Column with TimeStamp datatype should be excluded from the SET clause of the above update statement as we cannot explicitly set values for TimeStamp column.

Column with LOB datatypes (Text, nText & Image) should be converted to respective Large Value datatypes[Varchar(max), nVarchar(max) & varbinary(max)] from the queries that are combined by UNION ALL of the above statement. This is because the UNION ALL causes the sorting mechanism which prohibits LOB datatypes.

As specified in Steps 1 & 2, we can use identity column rather than primary key column in the WHERE clause of the update statement.

Implementation of Method-II

Download Data Synchronization Stored_Procedures and views - Part II - 15.98 KB

The above core logic is implemented to synchronize one table at a time for a given list of tables. For each destination table, its records will be deleted, inserted and updated by comparing them with the associated source table. This logic works fine as long as there will be no relationship between tables, i.e, no table should be enforced with foreign key constraints. In other words, this logic would not perform DTS for tables with FK references.
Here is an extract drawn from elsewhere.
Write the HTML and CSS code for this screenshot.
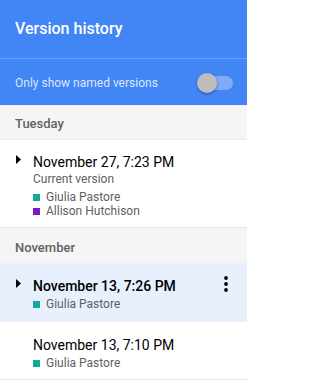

To overcome this issue, we have simply disabled the FK constraints of all the tables to be synchronized before performing DTS. Then they will be enabled back after DTS. The NOCHECK/CHECK clause of the ALTER TABLE statement is handy to achieve this solution.

The attached zip file ‘Data Synchronization Stored Procedures and Views Part_II.zip’ contains the following view and stored procedures (SP) to implement the DTS:

v_DTS_ColumnInformation
stp_DTS_GetCommaSeperatedColumnString
stp_DTS_GetIdentityOrPrimaryKeyColumnDetails
stp_DTS_SetDestinationColumnWithSourceColumnString
stp_DTS_DataSynchronization
v_DTS_ForeignKey
stp_DTS_EnableDisableForeignKeyConstraint

v_DTS_ColumnInformation: This view will be used to populate the column details such as Data Type, Primary Key, Null constraint, Identity property, Column size constraint (Length for character datatype, Precision and scale of number datatype).

stp_DTS_GetCommaSeperatedColumnString: This SP generates various strings comma separated column string for a given table.

stp_DTS_GetIdentityOrPrimaryKeyColumnDetails: This SP generates various strings for an Identity or Primary key columns of a given table.

stp_DTS_SetDestinationColumnWithSourceColumnString: This SP generates the SET clause for the update statement described in the step 3.

stp_DTS_DataSynchronization: This is the main SP will be used to synchronize the destination tables with the source tables’ data.

v_DTS_ForeignKey: A view is used to retrieve the foreign key details(both reference and referenced table) of a table.

stp_DTS_EnableDisableForeignKeyConstraint: A stored procedure is used to switch on/off (i.e., enable/disable) of all foreign key constraints of a given list of tables.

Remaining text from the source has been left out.